START Data segment

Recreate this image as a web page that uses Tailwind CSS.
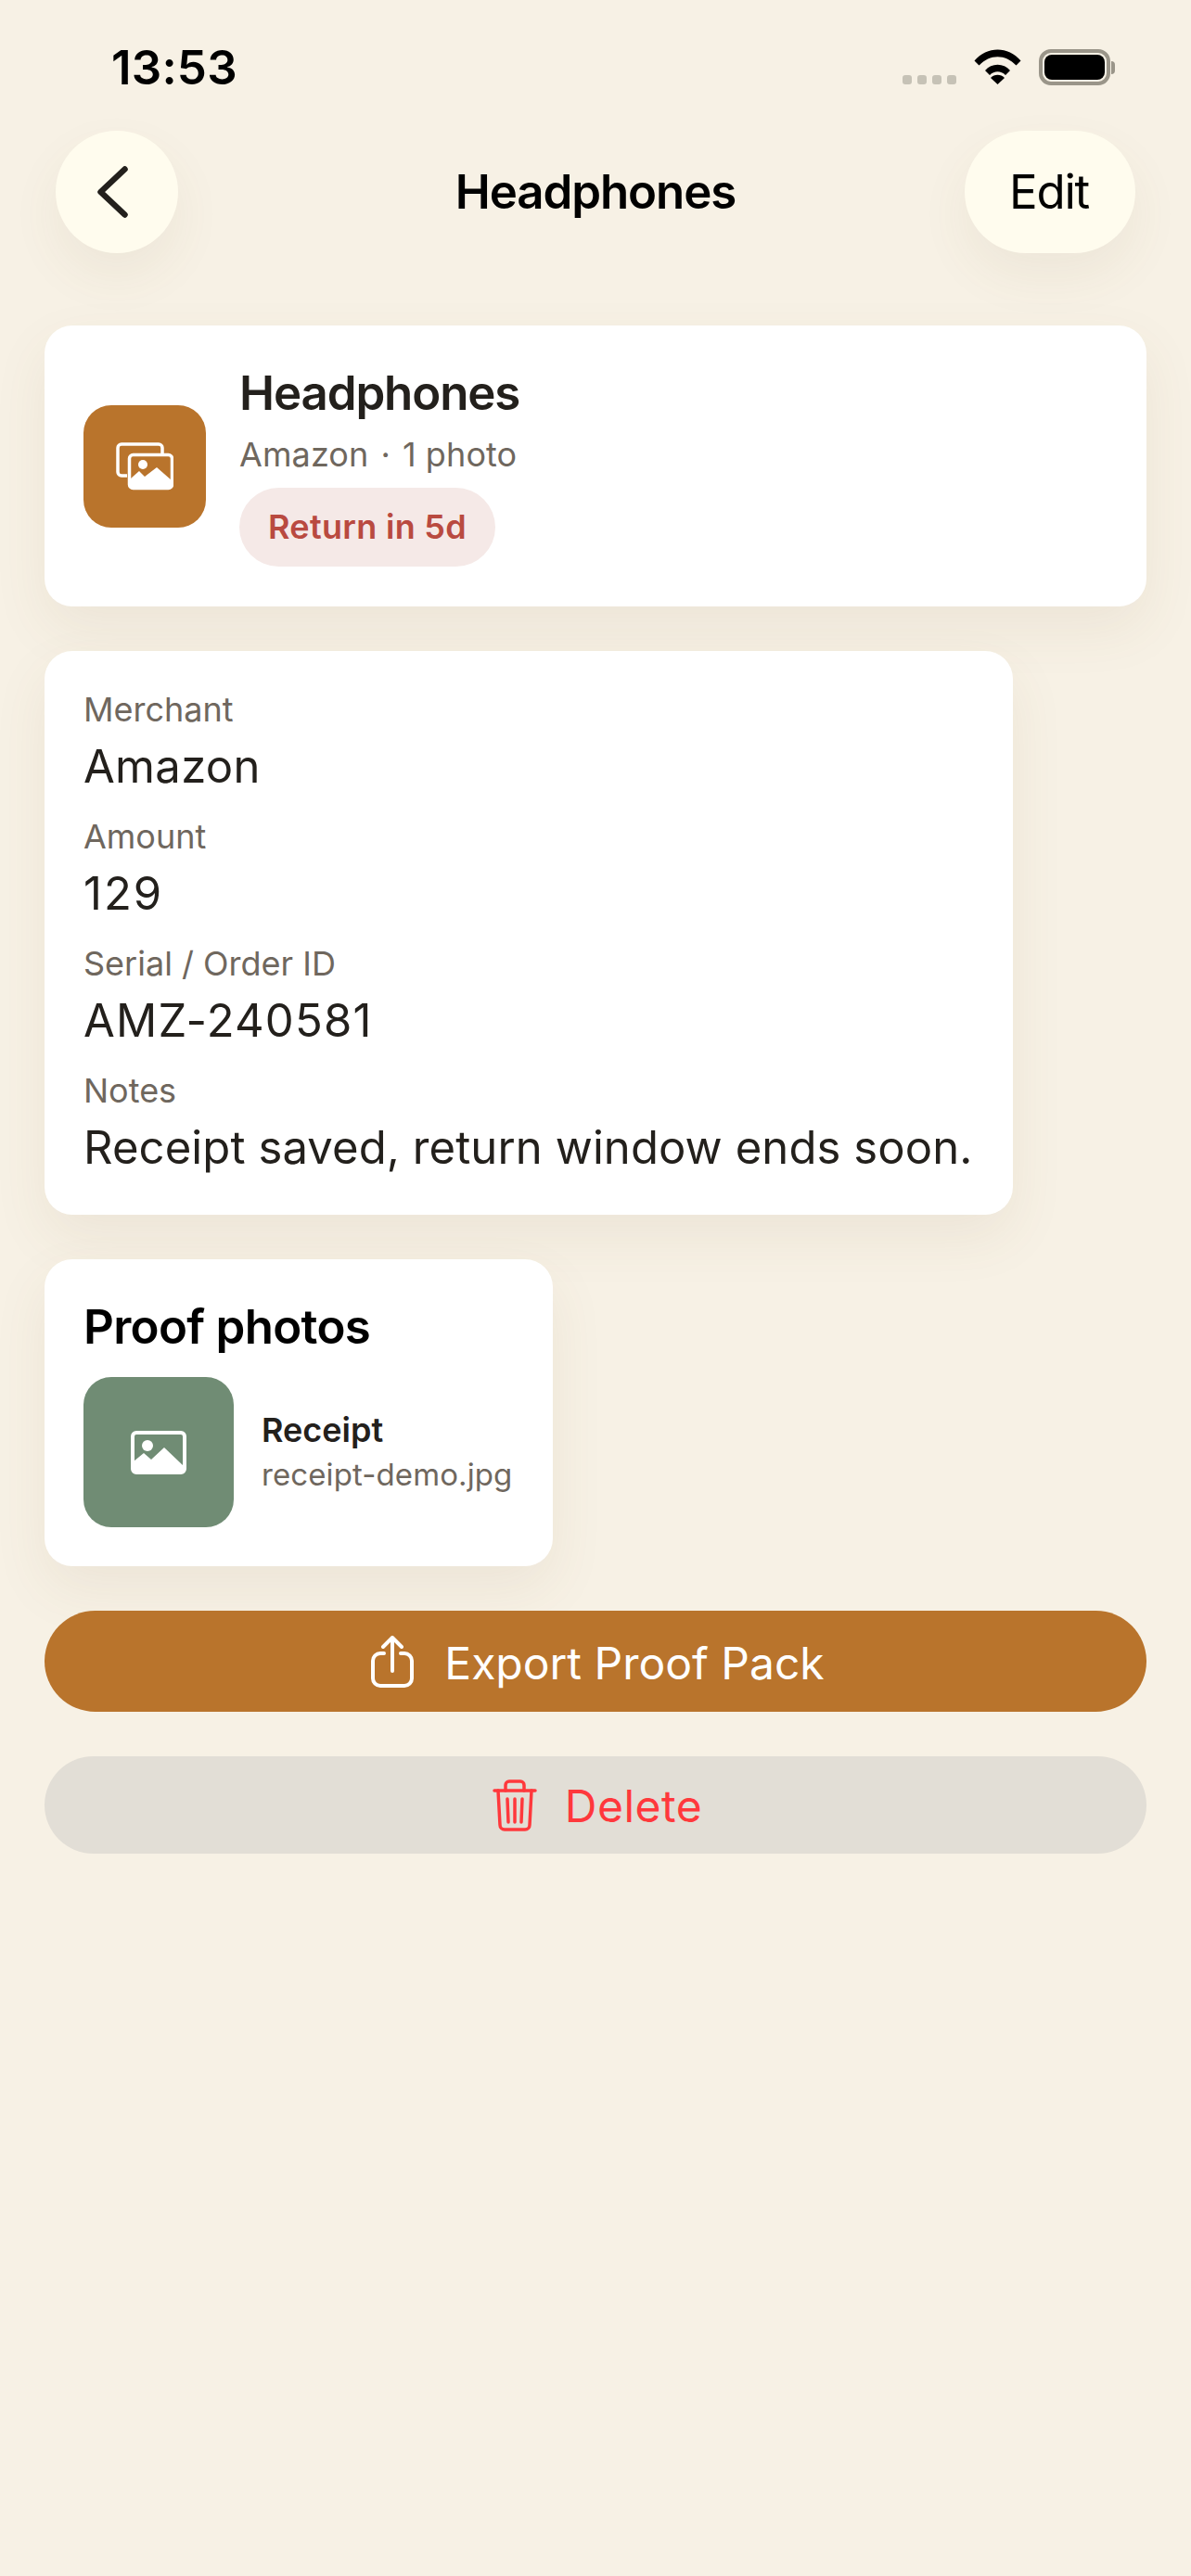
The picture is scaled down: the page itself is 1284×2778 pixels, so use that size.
<!DOCTYPE html>
<html lang="en">
<head>
  <meta charset="UTF-8" />
  <meta name="viewport" content="width=device-width, initial-scale=1.0"/>
  <title>Headphones</title>
  <script src="https://cdn.jsdelivr.net/npm/@tailwindcss/browser@4"></script>
</head>
<body class="bg-[#f7f1e5] text-[#23201c] font-['Inter','Liberation_Sans',sans-serif]">
  <div class="w-[1284px] h-[2778px] overflow-hidden">

    <!-- Status bar -->
    <div class="h-[141px] pl-[120px] pr-[82px] pt-[49px] flex justify-between items-start">
      <span class="text-[51px] leading-[48px] font-semibold text-black tracking-[0.2px]">13:53</span>
      <div class="flex items-start pt-[4px]">
        <div class="flex gap-[6px] mt-[28px] mr-[19px]">
          <span class="w-[10px] h-[10px] rounded-[3px] bg-[#c6c2b6]"></span>
          <span class="w-[10px] h-[10px] rounded-[3px] bg-[#c6c2b6]"></span>
          <span class="w-[10px] h-[10px] rounded-[3px] bg-[#c6c2b6]"></span>
          <span class="w-[10px] h-[10px] rounded-[3px] bg-[#c6c2b6]"></span>
        </div>
        <svg class="w-[51px] h-[38px] mr-[19px]" viewBox="0 0 51 38" fill="black">
          <path d="M0.5 12.5C14 -3.5 37 -3.5 50.5 12.5L45.5 17.5C34 5 17 5 5.5 17.5Z"/>
          <path d="M12 23C19 14.500 32 14.500 39 23L34 28C29 23 22 23 17 28Z"/>
          <path d="M25.500 38L18 31C22 26.800 29 26.800 33 31Z"/>
        </svg>
        <div class="flex items-center">
          <div class="w-[77px] h-[39px] rounded-[13px] border-[4px] border-[#9a9589] p-[2px]">
            <div class="w-full h-full rounded-[8px] bg-black"></div>
          </div>
          <span class="w-[4px] h-[14px] ml-[1px] rounded-r-full bg-[#9a9589]"></span>
        </div>
      </div>
    </div>

    <!-- Nav -->
    <div class="px-[60px] h-[132px] grid grid-cols-[1fr_auto_1fr] items-center">
      <button class="w-[132px] h-[132px] rounded-full bg-[#fffcee] shadow-[0_24px_54px_rgba(110,95,50,0.07)] flex items-center justify-center">
        <svg class="w-[36px] h-[60px] mr-[6px]" viewBox="0 0 36 60" fill="none" stroke="#23201c" stroke-width="6.500" stroke-linecap="round" stroke-linejoin="round">
          <path d="M29.500 5.500 3.500 30l26 24.500"/>
        </svg>
      </button>
      <h1 class="text-[51px] leading-[60px] font-semibold text-black tracking-[-1.100px]">Headphones</h1>
      <button class="justify-self-end w-[184px] h-[132px] pr-[2px] rounded-full bg-[#fffcee] shadow-[0_24px_54px_rgba(110,95,50,0.07)] text-[51px] leading-[60px] text-black tracking-[-1.200px]">Edit</button>
    </div>

    <div class="px-[48px] pt-[78px] flex flex-col items-start gap-[48px]">

      <!-- Summary -->
      <div class="w-[1188px] h-[303px] rounded-[30px] bg-white shadow-[0_24px_60px_rgba(110,95,50,0.08)] pl-[42px] flex items-center gap-[36px]">
        <div class="w-[132px] h-[132px] rounded-[30px] bg-[#b9742c] flex items-center justify-center">
          <svg class="w-[62px] h-[52px]" viewBox="0 0 62 52" fill="none" stroke="white" stroke-width="3.500">
            <path d="M12 36H6a4 4 0 0 1-4-4V6a4 4 0 0 1 4-4h40a4 4 0 0 1 4 4v7"/>
            <rect x="14.500" y="13.500" width="46" height="36" rx="4"/>
            <circle cx="29" cy="24" r="5" fill="white" stroke="none"/>
            <path d="M16 39 25 31 31 37 44 27 60 41V47a3 3 0 0 1-3 3H19a3 3 0 0 1-3-3Z" fill="white" stroke="none"/>
          </svg>
        </div>
        <div class="flex flex-col items-start">
          <h2 class="text-[51px] leading-[60px] font-semibold tracking-[-1.100px]">Headphones</h2>
          <p class="mt-[12px] text-[36px] leading-[48px] text-[#6f675e] tracking-[0.1px]">Amazon<span class="mx-[13px]">·</span>1 photo</p>
          <span class="mt-[12px] h-[85px] px-[31px] rounded-full bg-[#f5e9e7] text-[#b94a40] text-[36px] font-semibold leading-[85px] tracking-[0.3px]">Return in 5d</span>
        </div>
      </div>

      <!-- Details -->
      <div class="w-[1044px] h-[608px] rounded-[30px] bg-white shadow-[0_24px_60px_rgba(110,95,50,0.08)] px-[42px] pt-[39px]">
        <dl>
          <dt class="text-[36px] leading-[48px] text-[#6f675e]">Merchant</dt>
          <dd class="mt-[8px] h-[81px] text-[49px] leading-[60px] tracking-[0.3px]">Amazon</dd>
          <dt class="text-[36px] leading-[48px] text-[#6f675e]">Amount</dt>
          <dd class="mt-[8px] h-[81px] text-[49px] leading-[60px] tracking-[2px]">129</dd>
          <dt class="text-[36px] leading-[48px] text-[#6f675e]">Serial / Order ID</dt>
          <dd class="mt-[8px] h-[81px] text-[49px] leading-[60px] tracking-[1.200px]">AMZ-240581</dd>
          <dt class="text-[36px] leading-[48px] text-[#6f675e]">Notes</dt>
          <dd class="mt-[8px] text-[49px] leading-[60px] tracking-[0.1px] whitespace-nowrap">Receipt saved, return window ends soon.</dd>
        </dl>
      </div>

      <!-- Proof photos -->
      <div class="w-[548px] h-[331px] rounded-[30px] bg-white shadow-[0_24px_60px_rgba(110,95,50,0.08)] px-[42px] pt-[43px]">
        <h2 class="text-[51px] leading-[60px] font-semibold text-black tracking-[-0.700px]">Proof photos</h2>
        <div class="mt-[24px] flex items-center gap-[30px]">
          <div class="w-[162px] h-[162px] rounded-[30px] bg-[#708c74] flex items-center justify-center">
            <svg class="w-[60px] h-[47px]" viewBox="0 0 60 47" fill="none">
              <rect x="2" y="2" width="56" height="43" rx="4" stroke="white" stroke-width="4"/>
              <circle cx="18" cy="16" r="6" fill="white"/>
              <path d="M3 33 14 24 22 31 36 18 57 38V41a3 3 0 0 1-3 3H6a3 3 0 0 1-3-3Z" fill="white"/>
            </svg>
          </div>
          <div>
            <p class="text-[36px] leading-[44px] font-semibold">Receipt</p>
            <p class="mt-[4px] text-[33px] leading-[44px] text-[#6f675e] tracking-[0.1px]">receipt-demo.jpg</p>
          </div>
        </div>
      </div>

      <!-- Actions -->
      <div class="w-[1188px] flex flex-col gap-[48px]">
        <button class="h-[109px] pl-[5px] rounded-full bg-[#b9742c] text-white flex items-center justify-center gap-[33px]">
          <svg class="w-[46px] h-[56px]" viewBox="0 0 46 56" fill="none" stroke="white" stroke-width="4" stroke-linecap="round" stroke-linejoin="round">
            <path d="M23 38V3M13 12l10-10 10 10"/>
            <path d="M14 19H10a8 8 0 0 0-8 8v19a8 8 0 0 0 8 8h26a8 8 0 0 0 8-8V27a8 8 0 0 0-8-8h-4"/>
          </svg>
          <span class="mt-[4px] text-[48px] leading-[60px]">Export Proof Pack</span>
        </button>
        <button class="h-[105px] pl-[4px] rounded-full bg-[#e2ded6] text-[#ff383c] flex items-center justify-center gap-[30px]">
          <svg class="w-[48px] h-[56px]" viewBox="0 0 48 56" fill="none" stroke="#ff383c" stroke-width="3.500" stroke-linecap="round" stroke-linejoin="round">
            <path d="M2 12h44"/>
            <path d="M14 12V6a4 4 0 0 1 4-4h12a4 4 0 0 1 4 4v6"/>
            <path d="M6 12l2 37a5 5 0 0 0 5 5h22a5 5 0 0 0 5-5l2-37"/>
            <path d="M16 21l1 25M24 21v25M32 21l-1 25"/>
          </svg>
          <span class="mt-[2px] text-[48px] leading-[60px] tracking-[0.5px]">Delete</span>
        </button>
      </div>
    </div>
  </div>
</body>
</html>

END Data segment

Aim of the task:
Extract, from the listing above, every line where the string "page" occurs.

Correct result:
Recreate this image as a web page that uses Tailwind CSS.
The picture is scaled down: the page itself is 1284×2778 pixels, so use that size.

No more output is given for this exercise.